Dr. Walsh: Before the discovery, prior to 1980, everyone who had his prostate removed for cancer was impotent. It was believed that the nerves ran through the prostate. Following an operation in 1977, a patient reported to me that he was fully potent. So I knew that the standard belief that the nerves ran through the prostate could not be correct. But I did not know where they were. I was not until February 13, 1981, that I was able to discover where they are located. Upon that basis, I developed radical prostatectomy.

MedTech1: What percentage of men remains potent after this procedure now?

Dr. Walsh: In men under the age of 65, in my hands, 86 percent of patients are potent following surgery. Previously, it was zero.

MedTech1: What about urinary function?

Dr. Walsh: I tell patients that the likelihood that they will have a long-term, significant problem with urinary control is about 2 percent.

MedTech1: Brachytherapy is another procedure used to treat prostate cancer. Do you see it someday replacing radical prostatectomy?

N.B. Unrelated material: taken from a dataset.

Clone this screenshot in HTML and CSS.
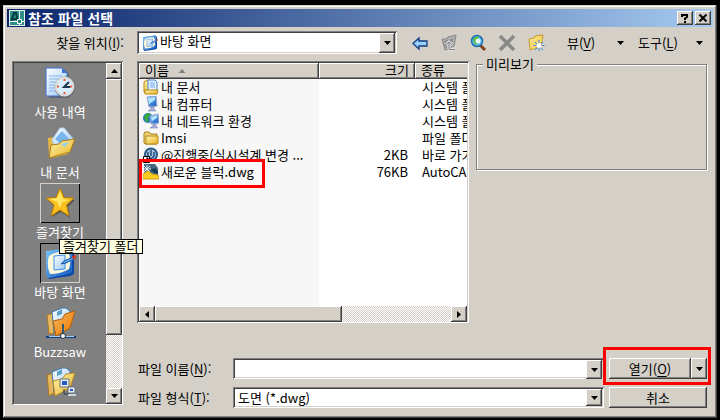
FILE: index.html
```html
<!DOCTYPE html>
<html lang="ko">
<head>
    <meta charset="UTF-8">
    <title>참조 파일 선택</title>
    <link rel="stylesheet" href="styles.css">
</head>
<body>
    <svg class="defs" aria-hidden="true">
        <defs>
            <linearGradient id="gold" x1="0" y1="0" x2="1" y2="1">
                <stop offset="0" stop-color="#fff6b0"/>
                <stop offset="1" stop-color="#e8b020"/>
            </linearGradient>
            <linearGradient id="orange" x1="0" y1="0" x2="1" y2="1">
                <stop offset="0" stop-color="#f8b860"/>
                <stop offset="1" stop-color="#e87800"/>
            </linearGradient>
            <linearGradient id="blue" x1="0" y1="0" x2="1" y2="1">
                <stop offset="0" stop-color="#7cc4f8"/>
                <stop offset="1" stop-color="#1258c0"/>
            </linearGradient>
            <linearGradient id="paper" x1="0" y1="0" x2="1" y2="1">
                <stop offset="0" stop-color="#ffffff"/>
                <stop offset="1" stop-color="#9cc8f4"/>
            </linearGradient>
        </defs>
        <symbol id="down" viewBox="0 0 7 4"><path d="M0 0h7L3.5 4z"/></symbol>
        <symbol id="up" viewBox="0 0 7 4"><path d="M0 4h7L3.5 0z"/></symbol>
        <symbol id="left" viewBox="0 0 4 7"><path d="M4 0v7L0 3.5z"/></symbol>
        <symbol id="right" viewBox="0 0 4 7"><path d="M0 0v7l4-3.5z"/></symbol>
        <symbol id="desktop" viewBox="0 0 32 32">
            <path d="M3 5l24-4 3 3v23l-4 2-21 3-2-3z" fill="#0c48a8"/>
            <path d="M2 4l24-3 2 2v22l-3 2-21 4-2-3z" fill="url(#blue)"/>
            <path d="M5 9q9-6 19-4 4 7 1 17-8 5-19 5-4-9-1-18z" fill="#fdf8dc"/>
            <path d="M10 9l11-1v14l-11 1z" fill="url(#paper)" stroke="#3c90e8"/>
            <path d="M17 17l3-3 9-4 1 2-8 4z" fill="#5ab0f0" stroke="#1c50a0"/>
            <path d="M28 9l3-1 1 3-3 1z" fill="#e03010"/>
        </symbol>
    </svg>

    <main class="window">
        <header class="titlebar">
            <svg class="app-icon" viewBox="0 0 16 16" aria-hidden="true">
                <path d="M0 0h16v16H0z" fill="#e8f4f0"/>
                <path d="M1 1h14v14H1z" fill="#2c9088"/>
                <path d="M2 12L5 3h2l2 9M3 9h5" fill="none" stroke="#033c40" stroke-width="2"/>
                <path d="M10.5 1v14M1 11.5h14" stroke="#fff"/>
                <path d="M8.5 9.5h4v4h-4z" fill="#128078" stroke="#fff"/>
            </svg>
            <h1>참조 파일 선택</h1>
            <button class="btn caption-btn" aria-label="도움말">
                <svg width="8" height="9" viewBox="0 0 8 9"><path d="M1 3V1h5v2L4 4.500V6M4 7v2" fill="none" stroke="#000" stroke-width="2"/></svg>
            </button>
            <button class="btn caption-btn" aria-label="닫기">
                <svg width="8" height="8" viewBox="0 0 8 8"><path d="M.5.5l7 7M7.500.5l-7 7" stroke="#000" stroke-width="2"/></svg>
            </button>
        </header>

        <div class="toolbar">
            <label class="look-label" for="lookIn">찾을 위치(<u>I</u>):</label>
            <div class="combo look-in">
                <svg class="combo-icon" width="16" height="16"><use href="#desktop"/></svg>
                <select id="lookIn"><option>바탕 화면</option></select>
                <span class="btn combo-arrow"><svg width="7" height="4"><use href="#down"/></svg></span>
            </div>
            <div class="tools">
                <button class="tool" aria-label="뒤로">
                    <svg viewBox="0 0 18 18"><path d="M2 9.500L8 4v3h8v5H8v3z" fill="#9cd0fc" stroke="#103c80" stroke-width="1.300"/></svg>
                </button>
                <button class="tool" aria-label="한 수준 위로">
                    <svg viewBox="0 0 18 18">
                        <path d="M2 5h5l1-2 8-2-2 11-9 4z" fill="#b4b4b4" stroke="#848484"/>
                        <path d="M4 7l10-3-3 8-6 2z" fill="#909090"/>
                        <path d="M9 15V8M6 11l3-3 3 3M9 15.500h6" fill="none" stroke="#e4e4e4" stroke-width="3"/>
                        <path d="M9 15V8M6 11l3-3 3 3M9 15.500h6" fill="none" stroke="#787878"/>
                    </svg>
                </button>
                <button class="tool" aria-label="웹 검색">
                    <svg viewBox="0 0 18 18">
                        <path d="M11 11l5 5" stroke="#804018" stroke-width="3"/>
                        <circle cx="8" cy="7" r="5.500" fill="#60c8f0" stroke="#2068b0" stroke-width="1.500"/>
                        <path d="M4 5q3-4 6-2L8 6l2 2-2 3q-4-1-4-6z" fill="#58b850"/>
                        <circle cx="9" cy="7" r="2.500" fill="#e8fcff"/>
                    </svg>
                </button>
                <button class="tool" aria-label="삭제">
                    <svg viewBox="0 0 18 18"><path d="M2 2l14 14M16 2L2 16" stroke="#888" stroke-width="3.500"/></svg>
                </button>
                <button class="tool" aria-label="새 폴더 만들기">
                    <svg viewBox="0 0 18 18">
                        <path d="M2 5l5-1 1-2 8-1-2 11-11 4z" fill="url(#gold)" stroke="#c89828"/>
                        <path d="M4 7l11-3-2 8-9 3z" fill="#f8d870"/>
                        <path d="M12 6v11M6.500 11.500h11M8 8l8 8M16 8l-8 8" stroke="#3888d8"/>
                        <circle cx="12" cy="11.500" r="2.500" fill="#fff"/>
                    </svg>
                </button>
            </div>
            <button class="menu-btn menu-view">뷰(<u>V</u>)<svg width="7" height="4"><use href="#down"/></svg></button>
            <button class="menu-btn menu-tools">도구(<u>L</u>)<svg width="7" height="4"><use href="#down"/></svg></button>
        </div>

        <div class="content">
            <nav class="places">
                <div class="places-list">
                    <button class="place">
                        <span class="place-icon">
                            <svg viewBox="0 0 32 32">
                                <path d="M3 2h17l5 5v24H5z" fill="#404858" opacity=".5"/>
                                <path d="M2 1h16l5 5v23H2z" fill="url(#paper)" stroke="#3c70d0"/>
                                <path d="M18 1v5h5z" fill="#3c78e0"/>
                                <path d="M5 9h13M5 12h10M5 15h8M5 18h7M5 21h7M5 24h9" stroke="#88b4f0"/>
                                <circle cx="21" cy="20" r="10.500" fill="#686c74"/>
                                <circle cx="20.500" cy="19.500" r="9" fill="#d8eeff" stroke="#d8d8d8" stroke-width="2"/>
                                <path d="M20.500 12v2M20.500 25v2M13 19.500h2M26 19.500h2" stroke="#e85828" stroke-width="2"/>
                                <path d="M25 15l-5 5h6" fill="none" stroke="#203850" stroke-width="2"/>
                            </svg>
                        </span>
                        사용 내역
                    </button>
                    <button class="place">
                        <span class="place-icon">
                            <svg viewBox="0 0 32 32">
                                <path d="M4 11l6-1 5-3 9 5v15L8 31l-3-2z" fill="#e8b840"/>
                                <path d="M8 13l8-12h4l10 12-8 8H12z" fill="url(#paper)" stroke="#a8d0f4"/>
                                <path d="M11 12l7-8 8 9-7 6z" fill="#78b4f0"/>
                                <path d="M5 31l2-13 8-1 3-3 13-2-5 13z" fill="url(#gold)" stroke="#a87818"/>
                                <path d="M17 17l8-2-4 5z" fill="#90d0f0"/>
                            </svg>
                        </span>
                        내 문서
                    </button>
                    <button class="place">
                        <span class="place-icon raised">
                            <svg viewBox="0 0 32 32">
                                <path d="M17 3l4 9 10 1-7 7 2 11-9-6-9 5 3-10-7-7 9-1z" fill="#484030" opacity=".6"/>
                                <path d="M16 1l4 9.500 10 .5-7.500 7L25 29l-9-6-9 6 3-11-8-7 10-.5z" fill="#fcc020" stroke="#b87c08"/>
                                <path d="M16 4l3 8 7 1-8 2-2 6-3-6-7-3 7-1z" fill="#ffe868"/>
                            </svg>
                        </span>
                        즐겨찾기
                    </button>
                    <button class="place" aria-current="true">
                        <span class="place-icon sunken-box">
                            <svg><use href="#desktop"/></svg>
                        </span>
                        바탕 화면
                    </button>
                    <button class="place">
                        <span class="place-icon">
                            <svg viewBox="0 0 32 32">
                                <path d="M3 8l7-2v20l-5 1z" fill="#e8b860" stroke="#a87828"/>
                                <path d="M8 5l10-4h4l4 3v13L10 25z" fill="url(#paper)" stroke="#3878a8"/>
                                <path d="M13 5v4l5-2V2" fill="#58a0c8"/>
                                <path d="M9 14l9-2 3-5 10-3-5 17-14 8z" fill="url(#orange)" stroke="#b86008"/>
                                <path d="M19 17v11" stroke="#305878" stroke-width="2"/>
                                <path d="M2 30h30" stroke="#183c80" stroke-width="2"/>
                                <path d="M5 29.500h25" stroke="#a8d0f0"/>
                                <circle cx="19" cy="29" r="2.500" fill="#fff" stroke="#203040"/>
                            </svg>
                        </span>
                        Buzzsaw
                    </button>
                    <button class="place" aria-label="FTP">
                        <span class="place-icon">
                            <svg viewBox="0 0 32 32">
                                <path d="M3 8l7-2v20l-5 3z" fill="#e8b860" stroke="#a87828"/>
                                <path d="M8 5l10-4h4l4 3v13L10 25z" fill="url(#paper)" stroke="#3878a8"/>
                                <path d="M13 5v4l5-2V2" fill="#58a0c8"/>
                                <path d="M9 14l9-2 4-5 9-1-5 15-15 8z" fill="url(#gold)" stroke="#b88820"/>
                                <path d="M16 12h9v8h-9zM24 20h7v6h-7z" fill="#e8f0f4" stroke="#607080"/>
                                <path d="M18 14h5v4h-5zM26 22h3v2h-3z" fill="#2858c0"/>
                                <path d="M20 22v5h6" fill="none" stroke="#203850"/>
                                <path d="M24 27h8v2h-8z" fill="#d0d8dc"/>
                            </svg>
                        </span>
                    </button>
                </div>
                <div class="scroll scroll-v">
                    <button class="btn scroll-btn" aria-label="위로 스크롤"><svg width="7" height="4"><use href="#up"/></svg></button>
                    <div class="btn thumb-v"></div>
                    <button class="btn scroll-btn scroll-end" aria-label="아래로 스크롤"><svg width="7" height="4"><use href="#down"/></svg></button>
                </div>
                <div class="tooltip" role="tooltip">즐겨찾기 폴더</div>
            </nav>

            <div class="right">
                <div class="panes">
                    <div class="file-list">
                        <div class="file-view">
                            <table>
                                <thead>
                                    <tr>
                                        <th class="col-name">이름<svg class="sort" width="8" height="4"><use href="#up"/></svg></th>
                                        <th class="col-size">크기</th>
                                        <th class="col-type">종류</th>
                                    </tr>
                                </thead>
                                <tbody>
                                    <tr>
                                        <td><div class="file">
                                            <svg viewBox="0 0 16 16">
                                                <path d="M1 3l3-2h3v13H2L1 13z" fill="url(#gold)" stroke="#b88818"/>
                                                <path d="M5 1h7l2 2v9H5z" fill="#e4f2ff" stroke="#4888d0"/>
                                                <path d="M7 4h5M7 6h5M7 8h5" stroke="#70a8e8"/>
                                                <path d="M2 11h13l-1 4H2z" fill="url(#gold)" stroke="#b88818"/>
                                            </svg>내 문서</div></td>
                                        <td></td>
                                        <td>시스템 폴더</td>
                                    </tr>
                                    <tr>
                                        <td><div class="file">
                                            <svg viewBox="0 0 16 16">
                                                <path d="M4 1l9-1 1 10-8 1z" fill="url(#blue)" stroke="#98a8d0"/>
                                                <path d="M5 2l7-1v3L6 8z" fill="#b0e4ff"/>
                                                <path d="M8 11h3v2l2 2H5l3-2z" fill="#a8b0d8" stroke="#6870a8" stroke-width=".5"/>
                                            </svg>내 컴퓨터</div></td>
                                        <td></td>
                                        <td>시스템 폴더</td>
                                    </tr>
                                    <tr>
                                        <td><div class="file">
                                            <svg viewBox="0 0 16 16">
                                                <circle cx="5" cy="5" r="5" fill="#2070d0"/>
                                                <path d="M1 3q3-4 7-2L5 5l1 4-4-1z" fill="#38a838"/>
                                                <path d="M7 3l8-2 1 9-8 1z" fill="url(#blue)" stroke="#98a8d0"/>
                                                <path d="M8 4l6-2v3L9 8z" fill="#b0e4ff"/>
                                                <path d="M10 11h3v2l2 2H7l3-2z" fill="#a8b0d8" stroke="#6870a8" stroke-width=".5"/>
                                            </svg>내 네트워크 환경</div></td>
                                        <td></td>
                                        <td>시스템 폴더</td>
                                    </tr>
                                    <tr>
                                        <td><div class="file">
                                            <svg viewBox="0 0 16 16">
                                                <path d="M1 3l1-1h4l2 2h6v10H2l-1-1z" fill="#f0d070" stroke="#a88020"/>
                                                <path d="M3 6h12v7l-1 1H3z" fill="url(#gold)" stroke="#b88818"/>
                                            </svg>Imsi</div></td>
                                        <td></td>
                                        <td>파일 폴더</td>
                                    </tr>
                                    <tr>
                                        <td><div class="file">
                                            <svg viewBox="0 0 16 16">
                                                <circle cx="8" cy="7.500" r="6" fill="#a8c4e0" stroke="#285888" stroke-width="2"/>
                                                <path d="M8 3v6M5 5v4l3 3 3-3V5" fill="none" stroke="#204c80" stroke-width="1.500"/>
                                                <path d="M.5 9.500h6v6h-6z" fill="#fff" stroke="#000"/>
                                                <path d="M2 14l3-3M3 11h2v2" fill="none" stroke="#000"/>
                                            </svg>@진행중(실시설계 변경 ...</div></td>
                                        <td>2KB</td>
                                        <td>바로 가기</td>
                                    </tr>
                                    <tr>
                                        <td><div class="file marked">
                                            <svg viewBox="0 0 16 16">
                                                <path d="M1 0h11l3 4v11H1z" fill="#486880"/>
                                                <path d="M4 1v8M0 5h8M1 2l6 6M7 2L1 8" stroke="#e0f4ff"/>
                                                <path d="M7 6l5-2 3 3v4z" fill="#183c58"/>
                                                <path d="M0 10l5-3 4 3 6 1 1 4H0z" fill="#f8cc20" stroke="#d8a010"/>
                                            </svg>새로운 블럭.dwg</div></td>
                                        <td>76KB</td>
                                        <td>AutoCAD 도면</td>
                                    </tr>
                                </tbody>
                            </table>
                        </div>
                        <div class="scroll scroll-h">
                            <button class="btn scroll-btn" aria-label="왼쪽으로 스크롤"><svg width="4" height="7"><use href="#left"/></svg></button>
                            <div class="btn thumb-h"></div>
                            <button class="btn scroll-btn scroll-end" aria-label="오른쪽으로 스크롤"><svg width="4" height="7"><use href="#right"/></svg></button>
                        </div>
                    </div>
                    <fieldset class="preview">
                        <legend>미리보기</legend>
                    </fieldset>
                </div>

                <form class="fields">
                    <label for="fileName">파일 이름(<u>N</u>):</label>
                    <div class="combo">
                        <input type="text" id="fileName">
                        <button type="button" class="btn combo-arrow" aria-label="최근 파일"><svg width="7" height="4"><use href="#down"/></svg></button>
                    </div>
                    <div class="open-group">
                        <button type="button" class="btn open-btn">열기(<u>O</u>)</button>
                        <button type="button" class="btn open-more" aria-label="열기 옵션"><svg width="7" height="4"><use href="#down"/></svg></button>
                    </div>
                    <label for="fileType">파일 형식(<u>T</u>):</label>
                    <div class="combo">
                        <select id="fileType"><option>도면 (*.dwg)</option></select>
                        <span class="btn combo-arrow"><svg width="7" height="4"><use href="#down"/></svg></span>
                    </div>
                    <button type="button" class="btn">취소</button>
                </form>
            </div>
        </div>
    </main>
</body>
</html>
```
FILE: styles.css
```css
* {
    box-sizing: border-box;
}
body {
    margin: 0;
    min-height: 100vh;
    padding: 5px 3px 2px;
    display: flex;
    background-color: #000;
    color: #000;
    font-family: "Noto Sans CJK KR", sans-serif;
    font-size: 13px;
    line-height: 16px;
}
button, input, select {
    font: inherit;
    color: inherit;
    margin: 0;
    padding: 0;
    border: none;
    background: none;
    border-radius: 0;
}
.defs {
    position: absolute;
    width: 0;
    height: 0;
}
u {
    text-underline-offset: 2px;
}
.window {
    flex: 1;
    min-width: 0;
    display: flex;
    flex-direction: column;
    padding: 4px;
    background-color: #d4d0c8;
    box-shadow: inset -1px -1px #404040, inset 1px 1px #d4d0c8, inset -2px -2px #808080, inset 2px 2px #fff;
}

/* raised 3D button face */
.btn {
    display: flex;
    align-items: center;
    justify-content: center;
    background-color: #d4d0c8;
    box-shadow: inset -1px -1px #404040, inset 1px 1px #fff, inset -2px -2px #808080;
}

/* title bar */
.titlebar {
    display: flex;
    align-items: center;
    height: 18px;
    padding: 0 2px;
    background: linear-gradient(to right, #0a246a, #a6caf0);
    color: #fff;
}
.titlebar h1 {
    flex: 1;
    margin: 0 0 0 3px;
    font-size: 14px;
    font-weight: bold;
    line-height: 16px;
}
.app-icon {
    width: 16px;
    height: 16px;
}
.caption-btn {
    width: 16px;
    height: 14px;
    margin-left: 2px;
}

/* toolbar */
.toolbar {
    display: flex;
    align-items: center;
    margin-top: 4px;
    padding: 0 10px 0 5px;
}
.look-label {
    width: 112px;
    margin-right: 13px;
    text-align: right;
}
.look-in {
    flex: 1;
    height: 23px;
}
.tools {
    display: flex;
    gap: 11px;
    margin: 0 22px 0 14px;
}
.tool {
    width: 18px;
    height: 18px;
}
.tool svg {
    display: block;
}
.menu-btn {
    display: flex;
    align-items: center;
}
.menu-btn svg {
    margin-left: auto;
}
.menu-view {
    width: 57px;
    margin-right: 14px;
}
.menu-tools {
    width: 65px;
}

/* combo boxes */
.combo {
    display: grid;
    grid-template-columns: 1fr 16px;
    min-width: 0;
    padding: 2px;
    background-color: #fff;
    box-shadow: inset 1px 1px #808080, inset -1px -1px #fff, inset 2px 2px #404040, inset -2px -2px #d4d0c8;
}
.combo select, .combo input {
    grid-area: 1 / 1 / 2 / 3;
    appearance: none;
    width: 100%;
    height: 100%;
    padding-left: 3px;
    outline: none;
}
.combo .combo-arrow {
    grid-area: 1 / 2;
    z-index: 1;
}
span.combo-arrow {
    pointer-events: none;
}
.combo .combo-icon {
    grid-area: 1 / 1;
    align-self: center;
    margin-left: 3px;
}
.combo.look-in select {
    padding: 0 0 4px 21px;
}

/* main area */
.content {
    flex: 1;
    display: flex;
    gap: 14px;
    padding: 7px 6px 6px 5px;
}
.places {
    position: relative;
    display: flex;
    width: 111px;
    margin-bottom: 3px;
    padding: 2px 1px 1px 2px;
    background-color: #808080;
    box-shadow: inset 1px 1px #808080, inset -1px -1px #fff, inset 2px 2px #404040;
}
.places-list {
    flex: 1;
    height: 0;
    min-height: 100%;
    overflow: hidden;
}
.place {
    display: flex;
    flex-direction: column;
    align-items: center;
    width: 100%;
    height: 60px;
    color: #fff;
}
.place-icon {
    flex: none;
    width: 40px;
    height: 40px;
    padding: 4px;
    margin-bottom: 1px;
}
.place-icon svg {
    display: block;
    width: 32px;
    height: 32px;
}
.raised {
    box-shadow: inset 1px 1px #d4d0c8, inset -1px -1px #000;
}
.sunken-box {
    box-shadow: inset 1px 1px #000, inset -1px -1px #d4d0c8;
}
.tooltip {
    position: absolute;
    left: 47px;
    top: 178px;
    height: 15px;
    padding: 0 4px 0 3px;
    border: 1px solid #000;
    background-color: #ffffe1;
    line-height: 12px;
    white-space: nowrap;
    z-index: 2;
}

/* scroll bars */
.scroll {
    display: flex;
    background: repeating-conic-gradient(#fff 0 25%, #d4d0c8 0 50%) 0 0 / 2px 2px;
}
.scroll-v {
    flex-direction: column;
    width: 16px;
}
.scroll-h {
    height: 16px;
}
.scroll-btn {
    flex: none;
    width: 16px;
    height: 16px;
}
.scroll-end {
    margin-top: auto;
    margin-left: auto;
}
.thumb-v {
    height: 75%;
}
.thumb-h {
    width: 57%;
}

.right {
    flex: 1;
    min-width: 0;
    display: flex;
    flex-direction: column;
}
.panes {
    flex: 1;
    display: flex;
    gap: 7px;
    margin-bottom: 35px;
}

/* file list */
.file-list {
    flex: 1;
    min-width: 0;
    display: flex;
    flex-direction: column;
    padding: 2px 2px 1px;
    background-color: #fff;
    box-shadow: inset 1px 1px #808080, inset -1px -1px #fff, inset 2px 2px #404040, inset -2px 0 #d4d0c8;
}
.file-view {
    flex: 1;
    overflow: hidden;
    background: linear-gradient(#f7f7f7, #f7f7f7) no-repeat 0 0 / 180px 100%;
}
table {
    width: 400px;
    table-layout: fixed;
    border-collapse: collapse;
}
th {
    height: 16px;
    padding: 0 6px 2px;
    background-color: #d4d0c8;
    box-shadow: inset -1px -1px #404040, inset 1px 1px #fff, inset -2px -2px #808080;
    font-weight: normal;
    line-height: 14px;
    text-align: left;
}
td {
    height: 17px;
    padding: 0 7px 2px;
    line-height: 15px;
    white-space: nowrap;
}
td:first-child {
    padding: 0 0 0 4px;
}
td:nth-child(2), .col-size {
    text-align: right;
}
.col-name {
    width: 180px;
}
.col-size {
    width: 96px;
}
.sort {
    margin-left: 9px;
    vertical-align: middle;
    fill: #808080;
}
.file {
    position: relative;
    display: inline-flex;
    align-items: flex-start;
    gap: 2px;
    height: 17px;
    vertical-align: top;
}
.file svg {
    width: 16px;
    height: 16px;
}
.marked::after, .open-group::after {
    content: "";
    position: absolute;
    border: 3px solid #f00;
    pointer-events: none;
}
.marked::after {
    inset: -5px -11px -7px -4px;
}

/* preview box */
.preview {
    width: 231px;
    height: 113px;
    min-width: 0;
    margin: -4px 0 0;
    padding: 0 6px;
    border: 1px solid #808080;
    box-shadow: 1px 1px #fff, inset 1px 1px #fff;
}
.preview legend {
    padding: 0 3px;
    background-color: #d4d0c8;
    line-height: 14px;
}

/* file name and type */
.fields {
    display: grid;
    grid-template-columns: 96px 1fr 98px;
    grid-auto-rows: 21px;
    row-gap: 8px;
    align-items: stretch;
}
.fields label {
    align-self: center;
    padding-left: 1px;
}
.fields .combo {
    margin-right: 5px;
}
.open-group {
    position: relative;
    display: flex;
}
.open-group::after {
    inset: -11px -4px -6px -6px;
}
.open-btn {
    flex: 1;
}
.open-more {
    width: 16px;
}
```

Dr. Walsh: Brachytherapy was widely used 20 years ago, and it was subsequently shown that it did not completely control the cancer well enough. Unfortunately, many of the men who received it in those days ultimately died from prostate cancer. Today, it is believed that the treatment is better. I am skeptical about this. Actually, we at Johns Hopkins do not offer brachytehrapy as monotherapy, or the only form of treatment for anyone with prostate cancer. I believe if someone wants to have seeds used, it is necessary also to give external beam radiotherapy. To cure prostate cancer, you have to eliminate the entire prostate because these cancers are usually so widely dispersed throughout the prostate. I am skeptical that radioactive seeds alone can accomplish this goal.

MedTech1: How do you present radical prostatectomy as an option to your patients?

Dr. Walsh: I tell my patients what the options are. We do over 1000 radical prostatectomies per year at Johns Hopkins. My biggest problem every day is trying to tell people I cannot take care of them.